Reward Biased Maximum Likelihood Estimation for Reinforcement Learning

The Reward-Biased Maximum Likelihood Estimate (RBMLE) for adaptive control of Markov chains was proposed in (Kumar and Becker, 1982) to overcome the central obstacle of what is called the "closed-identifiability problem" of adaptive control, the "dual control problem" by Feldbaum (Feldbaum, 1960a,b), or the "exploration vs. exploitation problem". It exploited the key observation that since the maximum likelihood parameter estimator can asymptotically identify the closed-transition probabilities under a certainty equivalent approach (Borkar and Varaiya, 1979), the limiting parameter estimates must necessarily have an optimal reward that is less than the optimal reward for the true but unknown system. Hence it proposed a bias in favor of parameters with larger optimal rewards, providing a carefully structured solution to above problem. It thereby proposed an optimistic approach of favoring parameters with larger optimal rewards, now known as "optimism in the face of uncertainty." The RBMLE approach has been proved to be longterm average reward optimal in a variety of contexts including controlled Markov chains, linear quadratic Gaussian systems, some nonlinear systems, and diffusions. However, modern attention is focused on the much finer notion of "regret," or finite-time performance for all time, espoused by (Lai and Robbins, 1985).
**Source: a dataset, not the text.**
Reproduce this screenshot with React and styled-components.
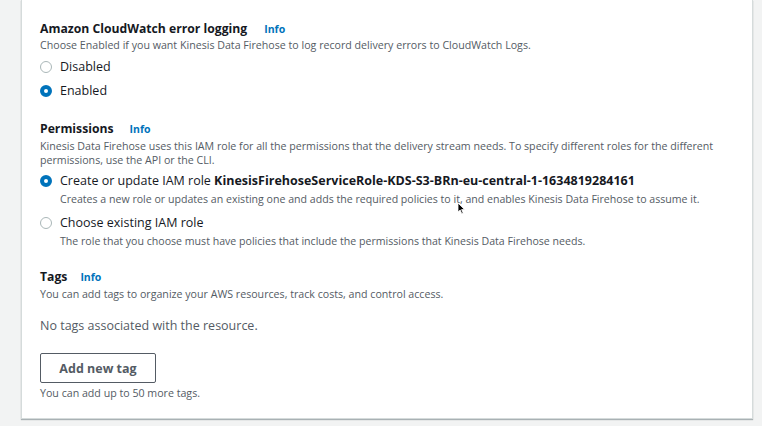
import React from 'react'
import styled, { createGlobalStyle } from 'styled-components'

const GlobalStyle = createGlobalStyle`
  html, body {
    margin: 0;
    padding: 0;
    background: #f2f3f3;
    font-family: "Open Sans", "Noto Sans", sans-serif;
    -webkit-font-smoothing: antialiased;
  }
`

const Page = styled.div`
  width: 762px;
  height: 426px;
  overflow: hidden;
  padding: 0 9px 0 21px;
  box-sizing: border-box;
  position: relative;
`

const Card = styled.div`
  background: #fff;
  border: 1px solid #d5dbdb;
  border-top: none;
  box-shadow: 0 1px 1px 0 rgba(0, 28, 36, 0.3);
  padding: 21px 18px 18px 18px;
  display: flex;
  flex-direction: column;
`

const Section = styled.section`
  display: flex;
  flex-direction: column;
  margin-top: ${p => p.$top || 0}px;
`

const Heading = styled.div`
  display: flex;
  align-items: baseline;
  font-size: 12.2px;
  line-height: 16px;
  font-weight: 700;
  color: #16191f;
`

const Info = styled.span`
  font-size: 10.5px;
  font-weight: 700;
  color: #0073bb;
  margin-left: ${p => p.$gap || 16}px;
`

const Description = styled.p`
  margin: ${p => p.$top || 1}px 0 0 0;
  font-size: 10.65px;
  line-height: 14px;
  color: #545b64;
`

const RadioGroup = styled.div`
  display: flex;
  flex-direction: column;
  gap: ${p => p.$gap || 3}px;
  margin-top: 5px;
`

const RadioRow = styled.label`
  display: grid;
  grid-template-columns: 12px 1fr;
  column-gap: 8px;
  align-items: center;
`

const Dot = styled.span`
  width: 12px;
  height: 12px;
  box-sizing: border-box;
  border-radius: 50%;
  background: #fff;
  border: ${p => (p.$checked ? '4px solid #0073bb' : '1px solid #aab7b8')};
`

const RadioLabel = styled.span`
  font-size: 12.5px;
  line-height: ${p => p.$lh || 20}px;
  color: #16191f;

  b {
    font-weight: 700;
  }
`

const RadioSub = styled.span`
  grid-column: 2;
  font-size: 10.6px;
  line-height: 14px;
  color: #545b64;
  margin-top: 2px;
`

const Empty = styled.p`
  margin: 16px 0 0 0;
  font-size: 12.5px;
  line-height: 18px;
  color: #545b64;
`

const Button = styled.button`
  align-self: flex-start;
  margin-top: 18px;
  width: 116px;
  height: 30px;
  background: #fff;
  border: 1px solid #545b64;
  border-radius: 2px;
  font-family: inherit;
  font-size: 12.5px;
  font-weight: 700;
  color: #545b64;
  padding: 0;
`

const Note = styled.p`
  margin: 3px 0 0 0;
  font-size: 10.65px;
  line-height: 14px;
  color: #545b64;
`

const Cursor = styled.svg`
  position: absolute;
  left: 457px;
  top: 202px;
`

const Radio = ({ checked, label, sub, lh }) => (
  <RadioRow>
    <Dot $checked={checked} />
    <RadioLabel $lh={lh}>{label}</RadioLabel>
    {sub && <RadioSub>{sub}</RadioSub>}
  </RadioRow>
)

export default function App() {
  return (
    <>
      <GlobalStyle />
      <Page>
        <Card>
          <Section>
            <Heading>
              Amazon CloudWatch error logging
              <Info $gap={17}>Info</Info>
            </Heading>
            <Description>
              Choose Enabled if you want Kinesis Data Firehose to log record delivery errors to CloudWatch Logs.
            </Description>
            <RadioGroup $gap={4}>
              <Radio label="Disabled" />
              <Radio checked label="Enabled" />
            </RadioGroup>
          </Section>

          <Section $top={20}>
            <Heading>
              Permissions
              <Info $gap={16}>Info</Info>
            </Heading>
            <Description $top={2}>
              Kinesis Data Firehose uses this IAM role for all the permissions that the delivery stream needs. To specify different roles for the different permissions, use the API or the CLI.
            </Description>
            <RadioGroup $gap={8}>
              <Radio
                checked
                lh={18}
                label={<>Create or update IAM role <b>KinesisFirehoseServiceRole-KDS-S3-BRn-eu-central-1-1634819284161</b></>}
                sub="Creates a new role or updates an existing one and adds the required policies to it, and enables Kinesis Data Firehose to assume it."
              />
              <Radio
                lh={18}
                label="Choose existing IAM role"
                sub="The role that you choose must have policies that include the permissions that Kinesis Data Firehose needs."
              />
            </RadioGroup>
          </Section>

          <Section $top={21}>
            <Heading>
              Tags
              <Info $gap={13}>Info</Info>
            </Heading>
            <Description $top={2}>
              You can add tags to organize your AWS resources, track costs, and control access.
            </Description>
            <Empty>No tags associated with the resource.</Empty>
            <Button>Add new tag</Button>
            <Note>You can add up to 50 more tags.</Note>
          </Section>
        </Card>
        <Cursor width="9" height="13" viewBox="0 0 9 13">
          <path d="M1 1 L1 10 L3.2 8 L4.8 11.8 L6.2 11.2 L4.6 7.6 L7.6 7.6 Z" fill="#000" stroke="#fff" strokeWidth="0.8" />
        </Cursor>
      </Page>
    </>
  )
}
Recent analysis of RBMLE for multi-armed stochastic bandits (Liu et al., 2020) and linear contextual bandits (Hung et al., 2020) has shown that it has state-of-the-art regret and exhibits empirical performance comparable to or better than the best current contenders. Motivated by this, we examine the finite-time performance of RBMLE for reinforcement learning tasks of optimal control of unknown Markov Decision Processes. We show that it has a regret of $O(\log T)$ after $T$ steps, similar to state-of-art algorithms.